Mockups do not just make your HTML mini tool look pretty.

They help buyers understand what they are getting before their brain decides the file sounds too confusing.

Show the inside. Show what is included. Show how it works. Show the licence. Keep it honest. Keep it clear. Make the product look finished enough that buyers do not feel like they are buying a science project with a checkout button.

Ready to make the product look real?

Start with screenshots, turn them into clear mockups, and stop making buyers guess what the download actually includes.

Use the free product listing tool

Frequently asked questions

What mockups do I need for an HTML mini tool?

For an HTML mini tool, create a main hero mockup, inside preview, what’s included graphic, how it works graphic, use case graphic and licence or usage rights graphic. These help buyers understand what the product is, how it works and what they get after purchase.

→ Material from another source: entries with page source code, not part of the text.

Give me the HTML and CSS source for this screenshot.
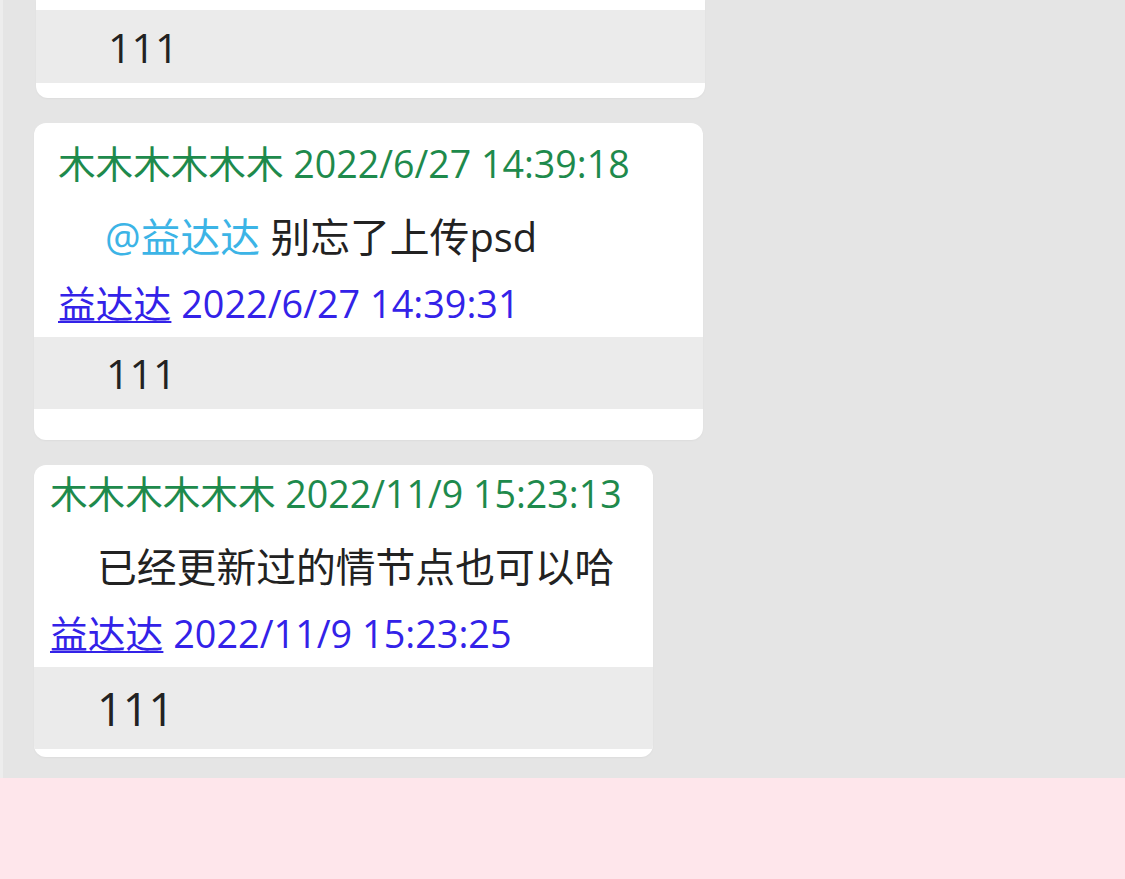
FILE: index.html
```html
<!DOCTYPE html>
<html lang="zh-CN">
<head>
<meta charset="utf-8">
<title>回复列表</title>
<link rel="stylesheet" href="styles.css">
</head>
<body>
<div class="panel">
  <div class="list">
    <div class="card card-first">
      <div class="reply-body reply-body-first">111</div>
    </div>

    <div class="card card-a">
      <div class="head">木木木木木木 2022/6/27 14:39:18</div>
      <div class="msg"><span class="at">@益达达</span> 别忘了上传psd</div>
      <div class="reply-head"><span class="link">益达达</span> 2022/6/27 14:39:31</div>
      <div class="reply-body reply-body-a">111</div>
    </div>

    <div class="card card-b">
      <div class="head">木木木木木木 2022/11/9 15:23:13</div>
      <div class="msg">已经更新过的情节点也可以哈</div>
      <div class="reply-head"><span class="link">益达达</span> 2022/11/9 15:23:25</div>
      <div class="reply-body reply-body-b">111</div>
    </div>
  </div>
</div>
<div class="footer"></div>
</body>
</html>
```

FILE: styles.css
```css
html, body {
  margin: 0;
  padding: 0;
}

body {
  font-family: "Open Sans", "Noto Sans CJK SC", sans-serif;
  background: #fee6eb;
  color: #222;
}

.panel {
  height: 778px;
  background: #e5e5e5;
  border-left: 3px solid #ededed;
  overflow: hidden;
}

.list {
  display: flex;
  flex-direction: column;
  align-items: flex-start;
  gap: 25px;
  padding-left: 31px;
}

.card {
  background: #ffffff;
  border-radius: 12px;
  overflow: hidden;
  box-shadow: 0 1px 2px rgba(0, 0, 0, 0.04);
}

.card-first {
  width: 669px;
  margin-left: 2px;
  padding-top: 10px;
  padding-bottom: 15px;
  border-top-left-radius: 0;
  border-top-right-radius: 0;
}

.card-a {
  width: 669px;
  padding-top: 17px;
  padding-bottom: 31px;
  --pad: 24px;
}

.card-b {
  width: 619px;
  padding-top: 5px;
  padding-bottom: 8px;
  --pad: 16px;
}

.head {
  padding-left: var(--pad);
  font-size: 37.6px;
  line-height: 48px;
  color: #1e8a4c;
  white-space: nowrap;
}

.msg {
  margin-top: 25px;
  padding-left: calc(var(--pad) + 47px);
  font-size: 39.8px;
  line-height: 48px;
  color: #222;
  white-space: nowrap;
}

.at {
  color: #3cb4e6;
}

.reply-head {
  margin-top: 19px;
  padding-left: var(--pad);
  font-size: 37.8px;
  line-height: 48px;
  color: #3322e8;
  white-space: nowrap;
}

.link {
  text-decoration: underline;
  text-underline-offset: 3px;
  text-decoration-thickness: 2px;
}

.reply-body {
  margin-top: 9px;
  background: #ebebeb;
  font-size: 41px;
  color: #222;
  display: flex;
  align-items: center;
}

.reply-body-first {
  margin-top: 0;
  height: 73px;
  padding-left: 72px;
}

.reply-body-a {
  height: 72px;
  padding-left: 72px;
}

.reply-body-b {
  height: 82px;
  padding-left: 63px;
  font-size: 45px;
}

.footer {
  height: 101px;
  background: #fee6eb;
}
```
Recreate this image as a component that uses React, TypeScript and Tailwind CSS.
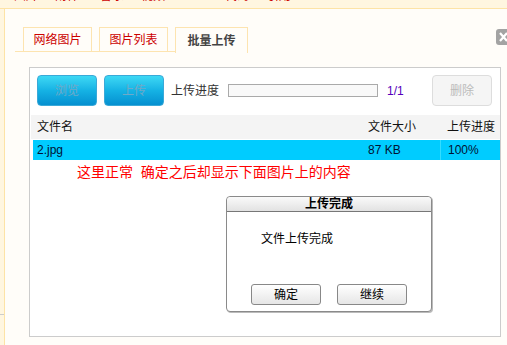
import React from 'react';

const cjk = { fontFamily: '"Liberation Sans", "Noto Sans CJK SC", sans-serif' };

const TopLinks = () => {
  const items = [
    { t: '图片', c: 'text-[#cc0000]', w: 'w-[41px]' },
    { t: '附件', c: 'text-[#cc0000]', w: 'w-[45px]' },
    { t: '音乐', c: 'text-[#cc0000]', w: 'w-[41px]' },
    { t: '视频', c: 'text-[#cc0000]', w: 'w-[37px]' },
    { t: 'Flash', c: 'text-[#ee00aa]', w: 'w-[47px]' },
    { t: '代码', c: 'text-[#cc0000]', w: 'w-[42px]' },
    { t: '引用', c: 'text-[#cc0000]', w: 'w-[40px]' },
  ];
  return (
    <div className="h-[9px] shrink-0 overflow-hidden border-b border-[#fde3a6] bg-[#fff6e0]">
      <div className="flex pl-[14px] -mt-[11px] text-[12px] leading-[14px]">
        {items.map((i) => (
          <span key={i.t} className={`${i.w} ${i.c}`}>{i.t}</span>
        ))}
      </div>
    </div>
  );
};

const Tabs = () => (
  <div className="flex items-end ml-[10px] mt-[18px] h-[25px]">
    <div className="w-[8px] h-full border-b border-[#fde4b0]" />
    <div className="w-[69px] h-[25px] border border-[#fde4b0] flex items-center justify-center text-[12px] text-[#cc0000]">网络图片</div>
    <div className="w-[7px] h-full border-b border-[#fde4b0]" />
    <div className="w-[69px] h-[25px] border border-[#fde4b0] flex items-center justify-center text-[12px] text-[#cc0000]">图片列表</div>
    <div className="w-[7px] h-full border-b border-[#fde4b0]" />
    <div className="w-[73px] h-[26px] -mb-px border border-b-0 border-[#fde4b0] bg-[#fffdf9] flex items-center justify-center text-[12px] font-bold text-[#444]">批量上传</div>
  </div>
);

const BlueButton = ({ label }: { label: string }) => (
  <button className="w-[60px] h-[31px] rounded-[4px] border border-[#3aa9d8] bg-gradient-to-b from-[#3cd8f4] via-[#15b2e4] to-[#0690d0] text-[12px] text-[#6fa9c8]">
    {label}
  </button>
);

const Dialog = () => (
  <div className="absolute left-[196px] top-[128px] w-[206px] h-[116px] border border-[#8a8a8a] rounded-[4px] bg-white shadow-[1px_1px_0_#bbb] flex flex-col">
    <div className="h-[15px] rounded-t-[4px] border-b border-[#777] bg-gradient-to-b from-[#fafafa] to-[#e2e2e2] flex items-center justify-center text-[12px] font-bold text-black leading-none">
      上传完成
    </div>
    <div className="pl-[34px] pt-[18px] text-[12px] text-black">文件上传完成</div>
    <div className="mt-auto mb-[6px] flex justify-center gap-[16px]">
      <button className="w-[70px] h-[21px] rounded-[3px] border border-[#888] bg-gradient-to-b from-[#ffffff] to-[#e6e6e6] text-[12px] text-black">确定</button>
      <button className="w-[70px] h-[21px] rounded-[3px] border border-[#888] bg-gradient-to-b from-[#ffffff] to-[#e6e6e6] text-[12px] text-black">继续</button>
    </div>
  </div>
);

const UploadBox = () => (
  <div className="relative ml-[24px] mt-[15px] w-[472px] h-[270px] border border-[#cccccc] bg-white">
    <div className="flex items-center pl-[7px] pr-[8px] pt-[7px]">
      <BlueButton label="浏览" />
      <div className="w-[7px]" />
      <BlueButton label="上传" />
      <span className="ml-[7px] text-[12px] text-[#333]">上传进度</span>
      <div className="ml-[9px] w-[150px] h-[13px] border border-[#aaaaaa] bg-[#f9f9f9]" />
      <span className="ml-[9px] text-[12px] text-[#5500bb]">1/1</span>
      <button className="ml-auto w-[60px] h-[31px] rounded-[4px] border border-[#dddddd] bg-[#f5f5f5] text-[12px] text-[#bbbbbb]">删除</button>
    </div>
    <div className="mt-[9px] ml-[1px] h-[24px] bg-[#f4f4f4] flex items-center text-[12px] text-[#111]">
      <span className="pl-[6px] w-[337px]">文件名</span>
      <span className="w-[79px]">文件大小</span>
      <span>上传进度</span>
    </div>
    <div className="mt-[1px] ml-[3px] h-[20px] bg-[#00ccff] flex items-center text-[12px] text-[#001133]">
      <span className="pl-[4px] w-[335px]">2.jpg</span>
      <span className="w-[73px] h-full flex items-center border-r border-[#33ddff]">87 KB</span>
      <span className="pl-[7px]">100%</span>
    </div>
    <div className="mt-[4px] ml-[47px] text-[14px] leading-[17px] text-[#ff0000] whitespace-pre">这里正常  确定之后却显示下面图片上的内容</div>
    <Dialog />
  </div>
);

export default function App() {
  return (
    <div className="w-[507px] h-[345px] overflow-hidden bg-[#fff6e0] flex flex-col" style={cjk}>
      <TopLinks />
      <div className="flex-1 flex">
        <div className="w-[4px] flex flex-col">
          <div className="flex-1" />
          <div className="h-[1px] bg-[#cccccc] mb-[30px]" />
        </div>
        <div className="relative flex-1 border-l border-[#fde3a6] bg-[#fffdf9]">
          <Tabs />
          <UploadBox />
          <div className="absolute right-0 top-[20px] w-[11px] h-[16px] rounded-l-[3px] bg-[#a3a3a3] overflow-hidden">
            <svg width="14" height="16" viewBox="0 0 14 16" className="absolute left-[2px] top-0">
              <path d="M2 4 L9 12 M9 4 L2 12" stroke="#ffffff" strokeWidth="2.2" />
            </svg>
          </div>
        </div>
      </div>
    </div>
  );
}
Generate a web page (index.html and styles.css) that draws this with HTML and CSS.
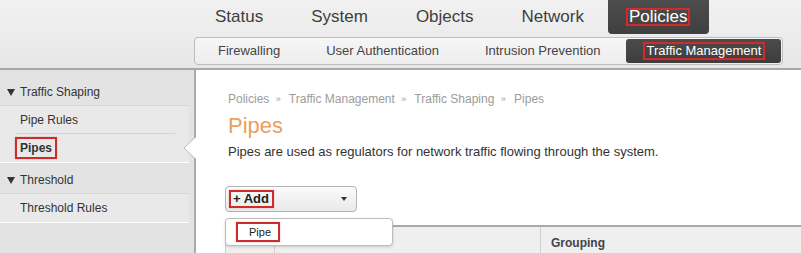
FILE: index.html
```html
<!DOCTYPE html>
<html>
<head>
<meta charset="utf-8">
<link rel="stylesheet" href="styles.css">
</head>
<body>
<header class="top">
  <nav class="mainnav">
    <a class="mi">Status</a>
    <a class="mi">System</a>
    <a class="mi">Objects</a>
    <a class="mi">Network</a>
    <a class="mi active"><span class="mark">Policies</span></a>
  </nav>
  <nav class="subnav">
    <a class="si">Firewalling</a>
    <a class="si">User Authentication</a>
    <a class="si">Intrusion Prevention</a>
    <a class="si active"><span class="mark">Traffic Management</span></a>
  </nav>
</header>
<div class="page">
  <aside class="side">
    <div class="sec"><i class="tri"></i>Traffic Shaping</div>
    <ul class="list">
      <li class="item sep">Pipe Rules</li>
      <li class="item current"><span class="mark">Pipes</span><svg class="notch" width="13" height="22" viewBox="0 0 13 22"><polygon points="13,0 1,11 13,22" fill="#fff"/><polyline points="12.5,0 1,11 12.5,22" fill="none" stroke="#b8b8b8" stroke-width="1"/></svg></li>
    </ul>
    <div class="sec"><i class="tri"></i>Threshold</div>
    <ul class="list">
      <li class="item">Threshold Rules</li>
    </ul>
  </aside>
  <main class="content">
    <div class="crumbs">Policies <span class="raq">»</span> Traffic Management <span class="raq">»</span> Traffic Shaping <span class="raq">»</span> Pipes</div>
    <h1 class="title">Pipes</h1>
    <p class="desc">Pipes are used as regulators for network traffic flowing through the system.</p>
    <div class="addwrap">
      <div class="addbtn"><span class="mark addlabel">+ Add</span><i class="caret"></i></div>
      <div class="menu"><span class="mark menuitem">Pipe</span></div>
    </div>
    <div class="table">
      <div class="th c1"></div>
      <div class="th c2"></div>
      <div class="th c3">Grouping</div>
    </div>
  </main>
</div>
</body>
</html>
```

FILE: styles.css
```css
* { box-sizing: border-box; }
html, body { margin: 0; padding: 0; }
body {
  font-family: "Liberation Sans", Arial, sans-serif;
  color: #333;
  background: #fff;
  width: 801px;
  height: 253px;
  overflow: hidden;
}
ul { list-style: none; margin: 0; padding: 0; }

.mark {
  border: 2px solid #cf2b2b;
  box-shadow: 0 0 1px rgba(207, 43, 43, 0.5);
}

/* header */
.top {
  height: 70px;
  background: linear-gradient(#f1f1f1, #e7e7e7);
  border-bottom: 2px solid #a7a7a7;
  padding-left: 191px;
}
.mainnav {
  display: flex;
  height: 34px;
}
.mi {
  display: block;
  line-height: 34px;
  padding: 0 24px;
  font-size: 17px;
  color: #3e3e3e;
}
.mi.active {
  background: linear-gradient(#4d4d4d, #3f3f3f);
  color: #fff;
  border-radius: 0 0 4px 4px;
  padding: 0 19px 0 18px;
  margin-left: -24px;
  margin-left: 0;
}
.mi:nth-child(4) { padding-right: 24px; }
.mi.active .mark {
  padding: 0 1px;
  line-height: 14px;
  display: inline-block;
}
.subnav {
  display: inline-flex;
  margin: 3px 0 0 3px;
  height: 28px;
  border: 1px solid #bdbdbd;
  border-radius: 4px;
  background: linear-gradient(#f6f6f6, #ededed);
}
.si {
  display: block;
  line-height: 26px;
  padding: 0 23px;
  font-size: 13px;
  color: #444;
}
.si.active {
  margin: 1px 1px 1px 2px;
  line-height: 24px;
  background: linear-gradient(#4b4b4b, #3d3d3d);
  color: #fff;
  border-radius: 3px;
  padding: 0 16px 0 17px;
}
.si.active .mark {
  display: inline-block;
  line-height: 14px;
  padding: 0 2px;
}

/* body */
.page {
  display: flex;
  height: 183px;
}
.side {
  width: 196px;
  flex: none;
  background: #e3e3e3;
  border-right: 2px solid #a9a9a9;
  padding-top: 5px;
  font-size: 12px;
  color: #333;
}
.sec {
  height: 30px;
  display: flex;
  align-items: center;
  padding: 4px 0 0 7px;
  color: #333;
}
.tri {
  width: 0;
  height: 0;
  border-left: 4px solid transparent;
  border-right: 4px solid transparent;
  border-top: 7px solid #333;
  margin-right: 5px;
}
.list {
  width: 189px;
  background: #e9e9e9;
  border-top: 1px solid #d6d6d6;
  border-bottom: 1px solid #fff;
}
.item {
  position: relative;
  height: 28px;
  line-height: 28px;
  padding-left: 20px;
}
.item.sep::after {
  content: "";
  position: absolute;
  left: 15px;
  right: 14px;
  bottom: 0;
  border-bottom: 1px solid #d4d4d4;
}
.item.current {
  padding-left: 15px;
  font-weight: bold;
  display: flex;
  align-items: center;
}
.item.current .mark {
  display: inline-block;
  line-height: 18px;
  padding: 0 3px;
}
.notch {
  position: absolute;
  right: -7px;
  top: 3px;
  display: block;
}

.content {
  flex: 1;
  padding-left: 29px;
  min-width: 0;
}
.crumbs {
  margin-top: 21px;
  padding-left: 3px;
  font-size: 12px;
  line-height: 16px;
  color: #9b9b9b;
}
.raq { font-size: 9px; padding: 0 5px 0 3px; vertical-align: 1px; }
.title {
  margin: 6px 0 0;
  padding-left: 3px;
  font-size: 22px;
  line-height: 26px;
  font-weight: normal;
  color: #e99f5f;
}
.desc {
  margin: 5px 0 0;
  padding-left: 3px;
  font-size: 13px;
  line-height: 16px;
  color: #333;
}
.addwrap {
  position: relative;
  margin-top: 26px;
  height: 26px;
}
.addbtn {
  width: 132px;
  height: 26px;
  border: 1px solid #b4b4b4;
  border-radius: 4px;
  background: linear-gradient(#fbfbfb, #e9e9e9);
  display: flex;
  align-items: center;
  padding-left: 3px;
  padding-right: 9px;
  justify-content: space-between;
}
.addlabel {
  font-size: 13px;
  font-weight: bold;
  color: #222;
  line-height: 14px;
  padding: 0 3px 0 2px;
}
.caret {
  width: 0;
  height: 0;
  border-left: 3.5px solid transparent;
  border-right: 3.5px solid transparent;
  border-top: 4px solid #333;
}
.menu {
  position: absolute;
  left: 0;
  top: 32px;
  width: 168px;
  height: 28px;
  background: #fff;
  border: 1px solid #bcbcbc;
  border-radius: 4px;
  box-shadow: 0 1px 3px rgba(0,0,0,0.15);
  z-index: 2;
  padding: 3px 0 0 10px;
}
.menuitem {
  display: inline-block;
  width: 44px;
  height: 20px;
  line-height: 16px;
  font-size: 11px;
  color: #222;
  padding-left: 11px;
}
.table {
  margin-top: 13px;
  display: flex;
  height: 40px;
  border-top: 2px solid #a9a9a9;
  border-left: 1px solid #cfcfcf;
  background: #efefef;
  margin-right: -2px;
}
.th {
  height: 100%;
  border-right: 1px solid #cfcfcf;
  font-size: 12px;
  font-weight: bold;
  color: #444;
  padding: 9px 0 0 10px;
}
.c1 { width: 49px; }
.c2 { width: 266px; }
.c3 { flex: 1; border-right: 0; }
```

Should I show screenshots of the actual HTML tool?

Yes. Screenshots of the actual HTML tool help buyers see what they are getting. Use clean screenshots inside mockups or product graphics so the tool looks clear, finished and easy to understand.

Can I use AI images for digital product mockups?

Yes, you can use AI images for digital product mockups, backgrounds and promo visuals, but make sure they do not misrepresent what the buyer receives. Show the actual product, files and features clearly.